Hypothetically, if you were to skip hiring the product marketer, there would be a massive hole in your business. You’d go about your marketing with everyone else, but you would be the person in charge of all of the marketing strategy design, which means you either need to be well educated in the subject, or you’re going to aimlessly fumble in the dark. Everyone you hire on to do your content marketing or social media marketing will be following your jumbled orders, and so the end result would probably be a collection of muddled attempts at proper marketing.

Nothing says amateur like marketing that’s all over the place. Marketing should connect on all sides, everything working together to achieve the same goal―increasing conversions and retention.

So, how do you know when someone is right for the product marketing position? Simply ask the right questions and don’t settle for anything less than the right answers. Here are some interview questions you should consider asking:

  • How will advertising and marketing change in the next 3-5 years? - If they have a pretty detailed, or at the very least clear answer for you right away, then they’re good candidates. Good marketers are always thinking of what’s next, and are preparing to change course to meet those requirements head on.

  • Can you create a list of actions you’d take to see this SaaS product to market? - If this person already has a gameplan in mind, a way to potentially complete the task at hand, then they’re serious about the position. If not, then you’re just one of many applications submitted.

  • Which campaign last caught your eye and why? - You want a marketer who stays up-to-date on campaigns floating around. Do they notice the branding, do they notice the results or the feedback people give these campaigns? The more detail you get from this answer, the better.

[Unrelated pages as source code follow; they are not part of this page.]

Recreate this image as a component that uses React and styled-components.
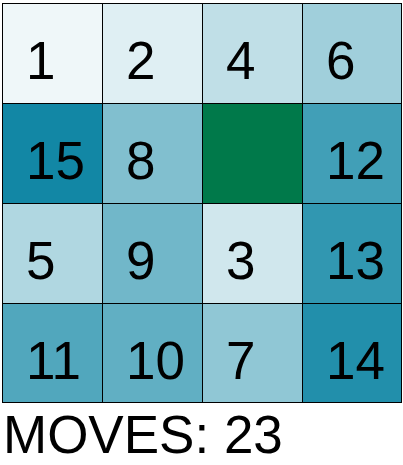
import React from "react";
import styled, { createGlobalStyle } from "styled-components";

const Global = createGlobalStyle`
  html, body { margin: 0; padding: 0; background: #ffffff; }
  body { font-family: "Liberation Sans", Arial, sans-serif; }
`;

const Page = styled.div`
  padding: 3px 0 0 2px;
`;

const Board = styled.div`
  display: grid;
  grid-template-columns: 99px 99px 99px 98px;
  grid-template-rows: 99px 99px 99px 98px;
  gap: 1px;
  padding: 1px;
  width: 400px;
  box-sizing: border-box;
  background: #000000;
`;

const Tile = styled.div`
  background: ${(p) => p.$bg};
  color: #000000;
  font-size: 53px;
  line-height: normal;
  padding: 26px 0 0 23px;
  box-sizing: border-box;
  overflow: hidden;
  white-space: nowrap;
`;

const Moves = styled.div`
  font-size: 53px;
  line-height: normal;
  color: #000000;
  padding-left: 1px;
  margin-top: 1px;
`;

const tiles = [1, 2, 4, 6, 15, 8, 0, 12, 5, 9, 3, 13, 11, 10, 7, 14];

function shade(n) {
  if (n === 0) return "#00794a";
  const t = n / 16;
  const mix = (c) => Math.round(255 - t * (255 - c));
  return `rgb(${mix(2)}, ${mix(127)}, ${mix(159)})`;
}

export default function App() {
  return (
    <Page>
      <Global />
      <Board>
        {tiles.map((n, i) => (
          <Tile key={i} $bg={shade(n)}>
            {n === 0 ? "" : n}
          </Tile>
        ))}
      </Board>
      <Moves>MOVES: 23</Moves>
    </Page>
  );
}
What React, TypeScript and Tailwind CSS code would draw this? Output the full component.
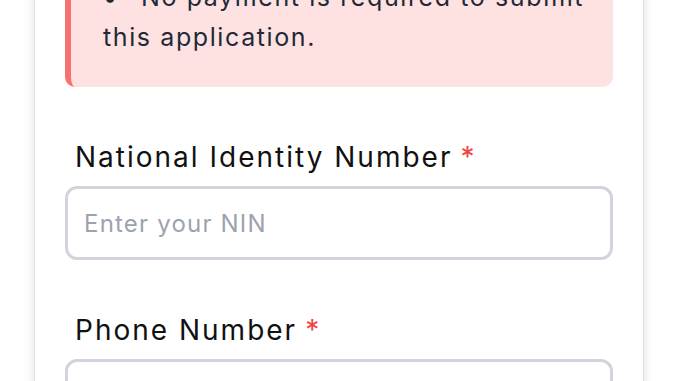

  • Was there ever a product launch that didn’t go well? How did you handle that? - Sometimes things just don’t go well, regardless of the planning and time spent. It happens to everyone at some point, so the best thing to do is to focus on how people handle when that happens. If they can keep it together in a stressful situation, salvage anything, and turn things around for the better, you’re in good hands.

  • What makes up a product that gets users, including yourself, excited? - This will provide insight on what the product manager considers a noteworthy tool. If they vouch for something, chances are the public will have a similar reaction.

  • What is one thing you’d change about my product and why? - This one is assuming you’ve let the product marketer tinker around with your product for a good 24 hours in advance to the interview, which you definitely should do. It’s an insightful way to establish both clarity and openness with the candidate, so they know what they’d be pushing. As a bonus, they’d be able to pinpoint something that you may want to change in the future.

Conclusion

B2C SaaS marketing isn’t exactly easy, but knowing what to do, when, and which tools to use can really make a difference between wasted time and successful marketing. Steps like knowing where to find your audience, what to post, what to blog about and why are not to be overlooked.

The more time you spend looking at similar campaigns, and learning from their mistakes and successes, the better off you’ll be at making the right choices for you. It will also give you more of an idea of what to expect along the way.

And if you’re overwhelmed with the amount of effort involved, remember that your product marketer will guide you through the process of finding the things that make you stand out above your competition. Anyone you hire on, whether they’re content marketers or social media managers, should be able to point out any flaws as well.

And as always, consider a digital marketing consultant. These marketers work with businesses to define goals, asses the tactics and resources used, and then craft a step-by-step guide to help meet those goals. They can even work in tandem with product marketers to establish the best courses of action.

So, which lesson from this guide stood out to you the most, and why?